** begin INFORMATION SHOWN **

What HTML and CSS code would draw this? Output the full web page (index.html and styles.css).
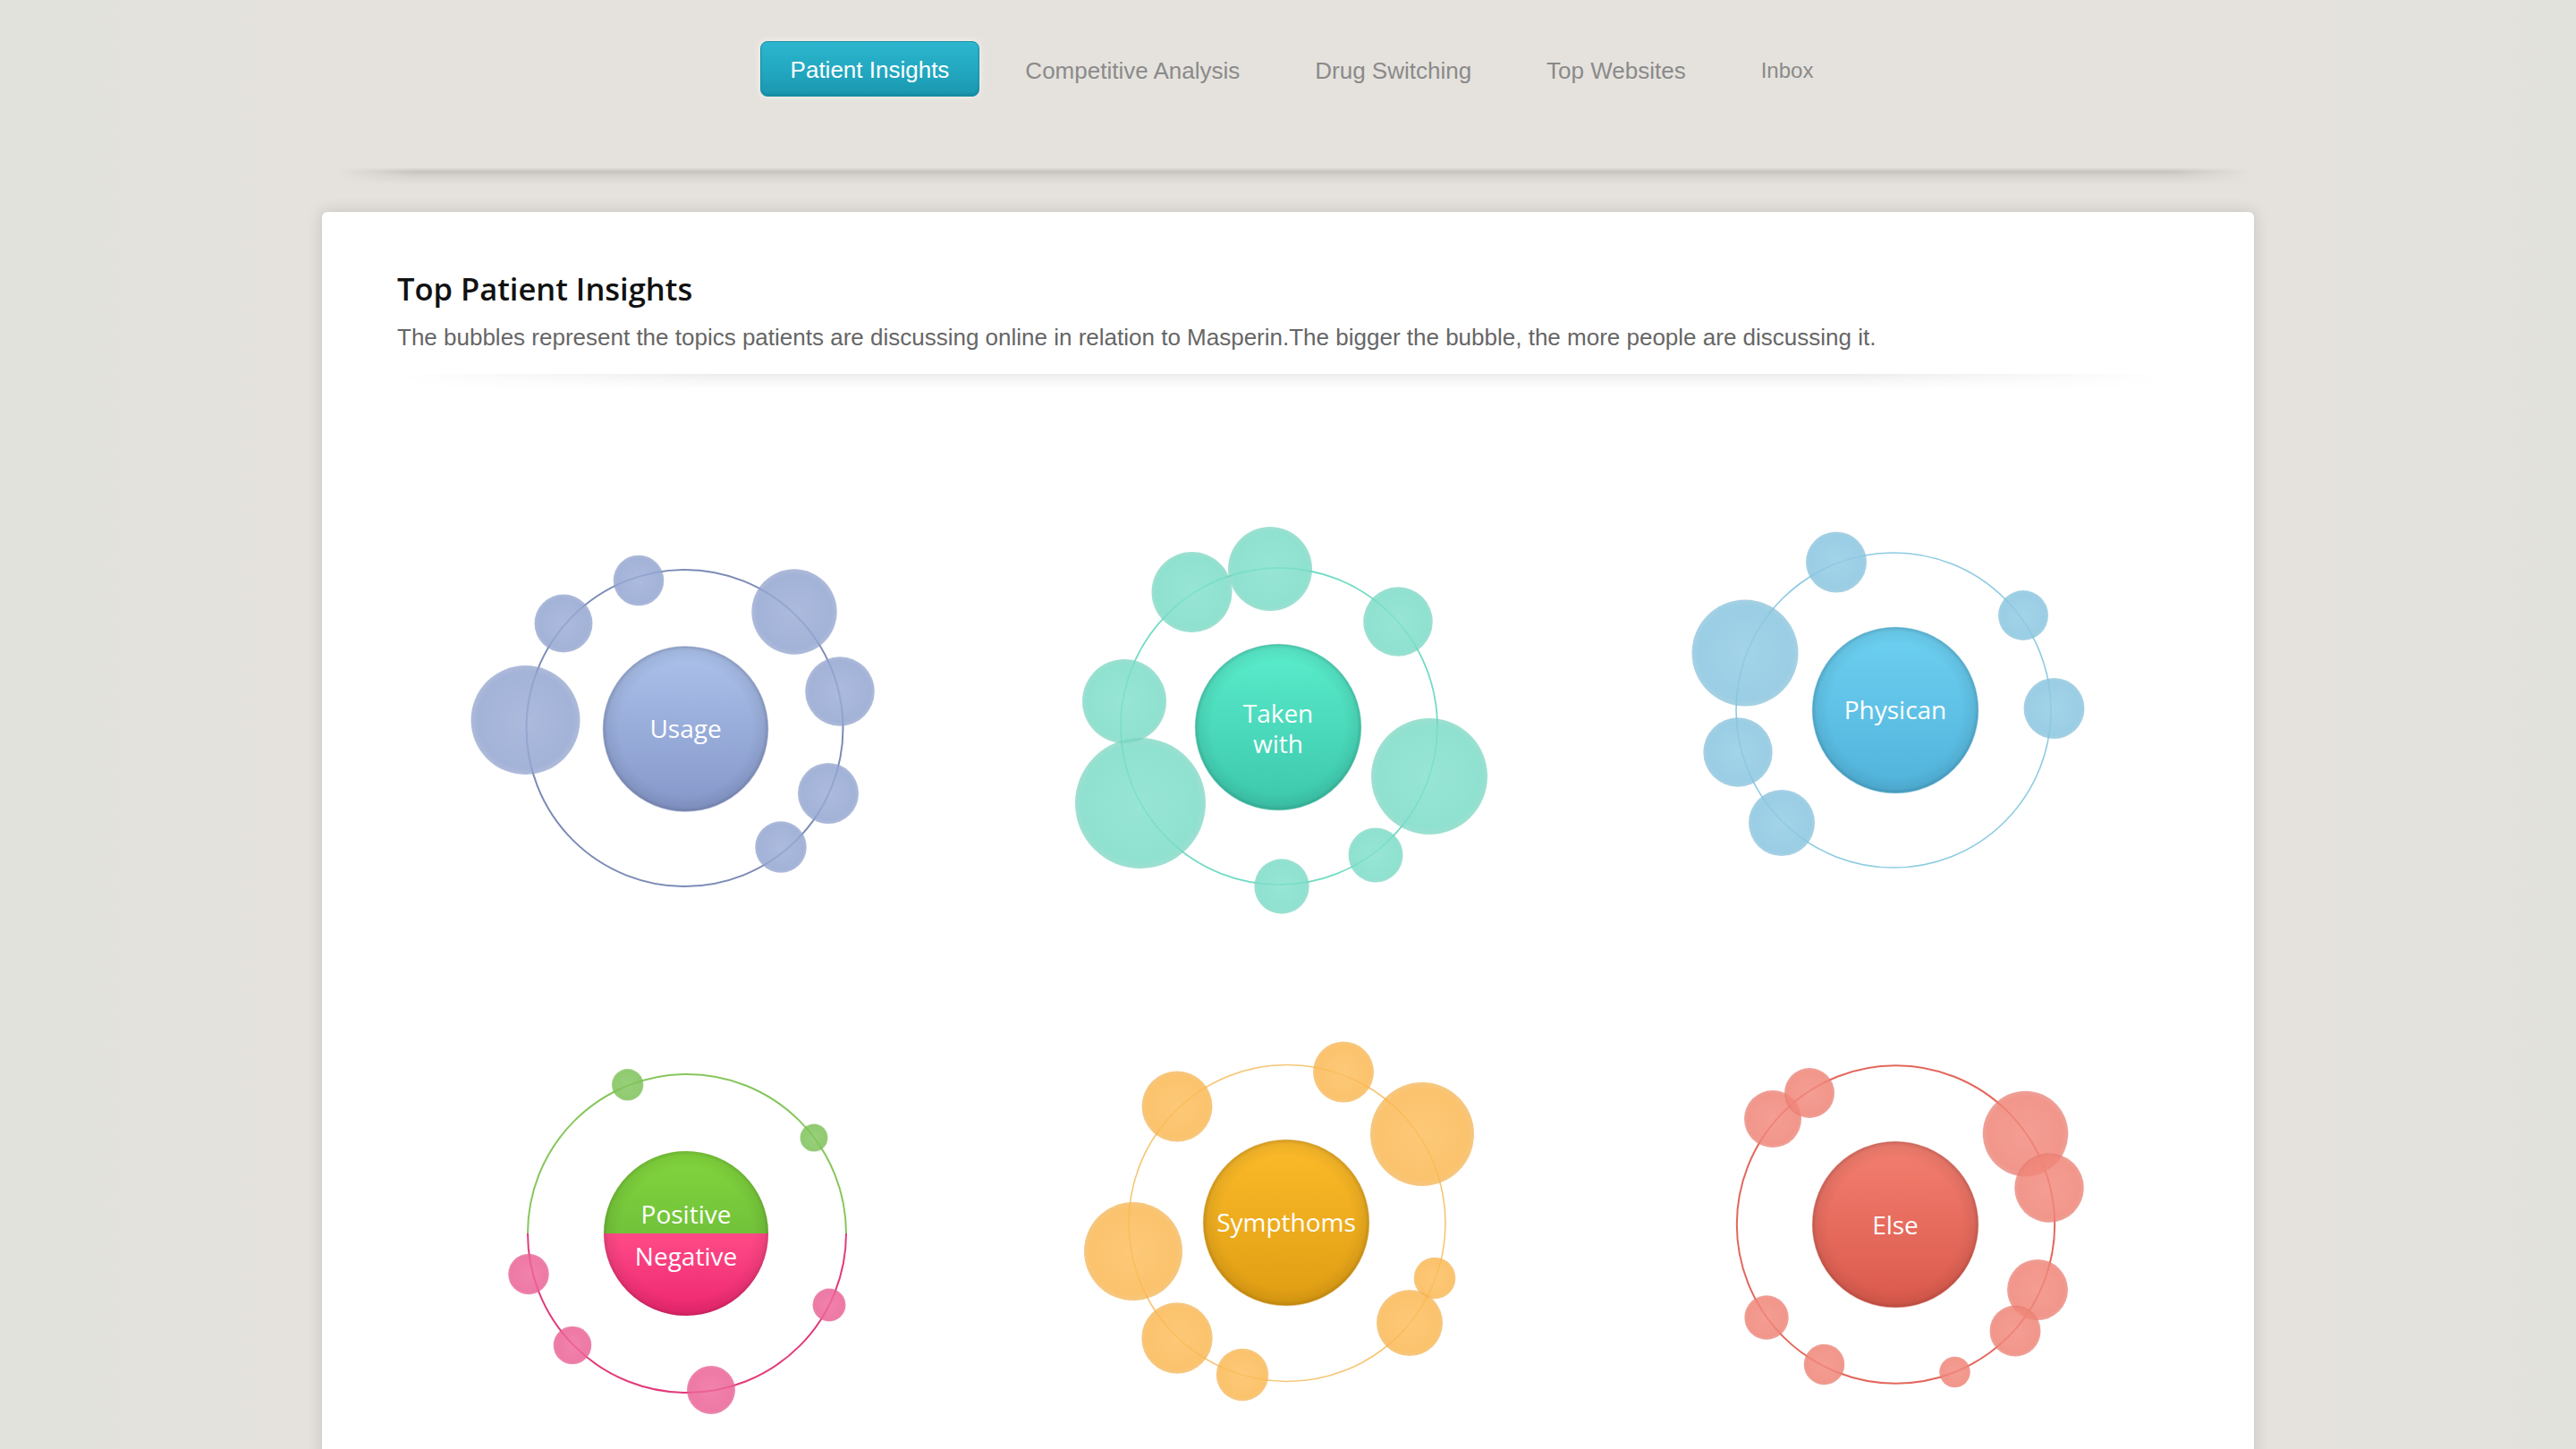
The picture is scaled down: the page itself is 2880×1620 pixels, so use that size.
FILE: index.html
```html
<!DOCTYPE html>
<html lang="en">
<head>
<meta charset="utf-8">
<title>Patient Insights</title>
<link rel="stylesheet" href="styles.css">
</head>
<body>
<svg class="defs" width="0" height="0" aria-hidden="true">
  <defs>
    <radialGradient id="edge">
      <stop offset="0.80" stop-color="#000" stop-opacity="0"/>
      <stop offset="0.95" stop-color="#000" stop-opacity="0.06"/>
      <stop offset="1" stop-color="#000" stop-opacity="0.16"/>
    </radialGradient>
    <linearGradient id="uC" x1="0" y1="0" x2="0" y2="1"><stop offset="0" stop-color="#acc2eb"/><stop offset="1" stop-color="#8597c9"/></linearGradient>
    <linearGradient id="tC" x1="0" y1="0" x2="0" y2="1"><stop offset="0" stop-color="#5aedcc"/><stop offset="1" stop-color="#3cc7ab"/></linearGradient>
    <linearGradient id="pC" x1="0" y1="0" x2="0" y2="1"><stop offset="0" stop-color="#6dd1f2"/><stop offset="1" stop-color="#51b2da"/></linearGradient>
    <linearGradient id="nC" x1="0" y1="0" x2="0" y2="1"><stop offset="0" stop-color="#82d63d"/><stop offset="0.5" stop-color="#72c23a"/><stop offset="0.5" stop-color="#ff4a87"/><stop offset="1" stop-color="#ec266f"/></linearGradient>
    <linearGradient id="nO" x1="0" y1="0" x2="0" y2="1"><stop offset="0.5" stop-color="#86c65c"/><stop offset="0.5" stop-color="#e23a7b"/></linearGradient>
    <linearGradient id="sC" x1="0" y1="0" x2="0" y2="1"><stop offset="0" stop-color="#fcbb2a"/><stop offset="1" stop-color="#df9d12"/></linearGradient>
    <linearGradient id="eC" x1="0" y1="0" x2="0" y2="1"><stop offset="0" stop-color="#f37f70"/><stop offset="1" stop-color="#da594c"/></linearGradient>
    <radialGradient id="uS"><stop offset="0" stop-color="#9badd6" stop-opacity="0.84"/><stop offset="0.88" stop-color="#94a6d1" stop-opacity="0.86"/><stop offset="1" stop-color="#8c9eca" stop-opacity="0.7"/></radialGradient>
    <radialGradient id="tS"><stop offset="0" stop-color="#84e1cd" stop-opacity="0.84"/><stop offset="0.88" stop-color="#7ddcc8" stop-opacity="0.86"/><stop offset="1" stop-color="#74d3be" stop-opacity="0.7"/></radialGradient>
    <radialGradient id="pS"><stop offset="0" stop-color="#91cbe4" stop-opacity="0.84"/><stop offset="0.88" stop-color="#8ac6e0" stop-opacity="0.86"/><stop offset="1" stop-color="#81bdd8" stop-opacity="0.7"/></radialGradient>
    <radialGradient id="gS"><stop offset="0" stop-color="#86c763" stop-opacity="0.84"/><stop offset="0.88" stop-color="#7ec259" stop-opacity="0.86"/><stop offset="1" stop-color="#76b852" stop-opacity="0.7"/></radialGradient>
    <radialGradient id="kS"><stop offset="0" stop-color="#ee6b9c" stop-opacity="0.84"/><stop offset="0.88" stop-color="#eb6397" stop-opacity="0.86"/><stop offset="1" stop-color="#e05a8d" stop-opacity="0.7"/></radialGradient>
    <radialGradient id="sS"><stop offset="0" stop-color="#fcbe5e" stop-opacity="0.84"/><stop offset="0.88" stop-color="#fbb955" stop-opacity="0.86"/><stop offset="1" stop-color="#f2b04c" stop-opacity="0.7"/></radialGradient>
    <radialGradient id="eS"><stop offset="0" stop-color="#f28b7f" stop-opacity="0.84"/><stop offset="0.88" stop-color="#f08578" stop-opacity="0.86"/><stop offset="1" stop-color="#e67a6e" stop-opacity="0.7"/></radialGradient>
  </defs>
</svg>

<header class="topbar">
  <nav class="tabs">
    <a class="tab active">Patient Insights</a>
    <a class="tab">Competitive Analysis</a>
    <a class="tab">Drug Switching</a>
    <a class="tab">Top Websites</a>
    <a class="tab small">Inbox</a>
  </nav>
</header>

<main class="card">
  <section class="intro">
    <h1 class="title">Top Patient Insights</h1>
    <p class="lead">The bubbles represent the topics patients are discussing online in relation to Masperin.The bigger the bubble, the more people are discussing it.</p>
  </section>
  <div class="divider"></div>

  <div class="grid">
    <figure class="cluster">
      <svg viewBox="0 0 664 556" width="664" height="556">
        <circle class="orbit" cx="321.5" cy="279" r="177" stroke="#7b8bb6" stroke-width="2"/>
        <g fill="url(#uS)">
          <circle cx="270" cy="114" r="28.3"/>
          <circle cx="186" cy="162" r="32.5"/>
          <circle cx="143.5" cy="270" r="61"/>
          <circle cx="444" cy="149" r="47.7"/>
          <circle cx="495" cy="238" r="38.8"/>
          <circle cx="482" cy="352" r="34"/>
          <circle cx="429" cy="412" r="28.8"/>
        </g>
        <circle cx="322.5" cy="280" r="92" fill="url(#uC)"/>
        <circle cx="322.5" cy="280" r="92" fill="url(#edge)" stroke="#7585b5" stroke-opacity="0.5" stroke-width="1.5"/>
        <text class="lbl" x="322.5" y="290">Usage</text>
      </svg>
    </figure>

    <figure class="cluster">
      <svg viewBox="0 0 664 556" width="664" height="556">
        <circle class="orbit" cx="322" cy="277" r="177" stroke="#72dcc5" stroke-width="1.8"/>
        <g fill="url(#tS)">
          <circle cx="224.5" cy="127" r="45"/>
          <circle cx="312" cy="101" r="47"/>
          <circle cx="455" cy="160" r="38.8"/>
          <circle cx="149" cy="249" r="47"/>
          <circle cx="167" cy="363" r="73"/>
          <circle cx="490" cy="333" r="65"/>
          <circle cx="430" cy="421" r="30.5"/>
          <circle cx="325" cy="456" r="30.7"/>
        </g>
        <circle cx="321" cy="278" r="92.5" fill="url(#tC)"/>
        <circle cx="321" cy="278" r="92.5" fill="url(#edge)" stroke="#35b59b" stroke-opacity="0.5" stroke-width="1.5"/>
        <text class="lbl" x="321" y="273">Taken</text>
        <text class="lbl" x="321" y="307">with</text>
      </svg>
    </figure>

    <figure class="cluster">
      <svg viewBox="0 0 664 556" width="664" height="556">
        <circle class="orbit" cx="345" cy="259" r="176" stroke="#8dcbe2" stroke-width="1.6"/>
        <g fill="url(#pS)">
          <circle cx="281" cy="93.5" r="34"/>
          <circle cx="179" cy="195" r="59.5"/>
          <circle cx="490" cy="153" r="28"/>
          <circle cx="524.5" cy="257" r="34"/>
          <circle cx="171" cy="306" r="38.7"/>
          <circle cx="220" cy="385" r="37"/>
        </g>
        <circle cx="347" cy="259" r="92.5" fill="url(#pC)"/>
        <circle cx="347" cy="259" r="92.5" fill="url(#edge)" stroke="#3f9fc8" stroke-opacity="0.5" stroke-width="1.5"/>
        <text class="lbl" x="347" y="269">Physican</text>
      </svg>
    </figure>

    <figure class="cluster">
      <svg viewBox="0 0 664 556" width="664" height="556">
        <circle class="orbit" cx="324" cy="288" r="178" stroke="url(#nO)" stroke-width="2"/>
        <g fill="url(#gS)">
          <circle cx="257.7" cy="121.8" r="17.7"/>
          <circle cx="466" cy="181" r="15.5"/>
        </g>
        <g fill="url(#kS)">
          <circle cx="147" cy="333.5" r="22.8"/>
          <circle cx="483" cy="368" r="18.5"/>
          <circle cx="196" cy="413" r="21.3"/>
          <circle cx="351" cy="463" r="27"/>
        </g>
        <circle cx="323" cy="288" r="92" fill="url(#nC)"/>
        <circle cx="323" cy="288" r="92" fill="url(#edge)"/>
        <text class="lbl" x="323" y="277">Positive</text>
        <text class="lbl" x="323" y="324">Negative</text>
      </svg>
    </figure>

    <figure class="cluster">
      <svg viewBox="0 0 664 556" width="664" height="556">
        <circle class="orbit" cx="331" cy="276.5" r="177" stroke="#f6c574" stroke-width="1.6"/>
        <g fill="url(#sS)">
          <circle cx="208" cy="146" r="39.5"/>
          <circle cx="394" cy="107.5" r="34"/>
          <circle cx="482" cy="177" r="58"/>
          <circle cx="159" cy="308" r="55"/>
          <circle cx="496" cy="338" r="23.3"/>
          <circle cx="468" cy="388" r="37"/>
          <circle cx="208" cy="405" r="39.7"/>
          <circle cx="281" cy="446" r="29.2"/>
        </g>
        <circle cx="330" cy="276" r="92.5" fill="url(#sC)"/>
        <circle cx="330" cy="276" r="92.5" fill="url(#edge)" stroke="#c98a0c" stroke-opacity="0.45" stroke-width="1.5"/>
        <text class="lbl" x="330" y="286">Sympthoms</text>
      </svg>
    </figure>

    <figure class="cluster">
      <svg viewBox="0 0 664 556" width="664" height="556">
        <circle class="orbit" cx="347.5" cy="278" r="177.7" stroke="#e3675b" stroke-width="2"/>
        <g fill="url(#eS)">
          <circle cx="210" cy="160" r="32"/>
          <circle cx="251" cy="131" r="28"/>
          <circle cx="492.5" cy="176.5" r="47.8"/>
          <circle cx="519" cy="237" r="38.8"/>
          <circle cx="506" cy="351" r="34"/>
          <circle cx="481" cy="397" r="28.5"/>
          <circle cx="203" cy="382" r="24.7"/>
          <circle cx="267.5" cy="434.5" r="22.8"/>
          <circle cx="413.5" cy="443" r="17.3"/>
        </g>
        <circle cx="347" cy="278" r="92.5" fill="url(#eC)"/>
        <circle cx="347" cy="278" r="92.5" fill="url(#edge)" stroke="#c44a3e" stroke-opacity="0.45" stroke-width="1.5"/>
        <text class="lbl" x="347" y="289">Else</text>
      </svg>
    </figure>
  </div>
</main>
</body>
</html>
```

FILE: styles.css
```css
html, body {
  margin: 0;
  padding: 0;
}

body {
  background: linear-gradient(90deg, #e1e2dc 0, #e5e2dd 320px, #e5e2dd 2560px, #e2e2dc 100%);
  font-family: "Liberation Sans", Arial, sans-serif;
  overflow: hidden;
  height: 1620px;
}

.defs {
  display: block;
  width: 0;
  height: 0;
  overflow: hidden;
}

.topbar {
  position: relative;
  width: 2137px;
  height: 190px;
  margin-left: 378px;
  box-sizing: border-box;
  padding-top: 46px;
}

.topbar::after {
  content: "";
  position: absolute;
  left: 0;
  right: 0;
  top: 188px;
  height: 18px;
  background: linear-gradient(180deg, rgba(0, 0, 0, 0.02) 0, rgba(0, 0, 0, 0.13) 22%, rgba(0, 0, 0, 0.07) 45%, rgba(0, 0, 0, 0) 100%);
  -webkit-mask-image: linear-gradient(90deg, transparent 0, #000 4%, #000 96%, transparent 100%);
  mask-image: linear-gradient(90deg, transparent 0, #000 4%, #000 96%, transparent 100%);
}

.tabs {
  display: flex;
  justify-content: center;
  padding-left: 17px;
}

.tab {
  display: block;
  height: 62px;
  line-height: 66px;
  padding: 0 33px;
  margin: 0 9px;
  font-size: 26px;
  color: #8a8a8a;
  white-space: nowrap;
  box-sizing: border-box;
}

.tab.small {
  font-size: 24px;
}

.tab.active {
  color: #ffffff;
  background: linear-gradient(180deg, #2db6cf 0%, #22a7c0 55%, #1a97ae 100%);
  border: 1px solid #1a8fa6;
  border-radius: 8px;
  line-height: 62px;
  box-shadow: 0 0 10px rgba(255, 255, 255, 0.6), inset 0 -2px 2px rgba(0, 70, 90, 0.15);
}

.card {
  display: block;
  width: 2160px;
  margin: 47px auto 0;
  box-sizing: border-box;
  padding: 65px 84px 60px;
  background: #ffffff;
  border-radius: 6px 6px 0 0;
  box-shadow: 0 0 18px rgba(0, 0, 0, 0.14);
}

.intro {
  padding-bottom: 26px;
}

.title {
  margin: 0;
  font-family: "Open Sans", "Liberation Sans", sans-serif;
  font-weight: 600;
  font-size: 34.5px;
  line-height: 42px;
  color: #111111;
}

.lead {
  margin: 18px 0 0;
  font-size: 26px;
  line-height: 30px;
  color: #666666;
}

.divider {
  height: 18px;
  margin-right: 10px;
  background: linear-gradient(180deg, rgba(0, 0, 0, 0.075) 0, rgba(0, 0, 0, 0.03) 45%, rgba(0, 0, 0, 0) 100%);
  -webkit-mask-image: linear-gradient(90deg, transparent 0, #000 18%, #000 82%, transparent 100%);
  mask-image: linear-gradient(90deg, transparent 0, #000 18%, #000 82%, transparent 100%);
}

.grid {
  display: grid;
  grid-template-columns: repeat(3, 664px);
  grid-auto-rows: 556px;
  margin-top: 99px;
}

.cluster {
  margin: 0;
}

.cluster svg {
  display: block;
}

.orbit {
  fill: none;
}

.lbl {
  font-family: "Open Sans", "Liberation Sans", sans-serif;
  font-size: 28px;
  font-weight: 500;
  fill: #ffffff;
  text-anchor: middle;
}
```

** end INFORMATION SHOWN **

Count the lines in the material above where the string "page" appears, then state only that count.

- [OUTPUT BELOW]:
2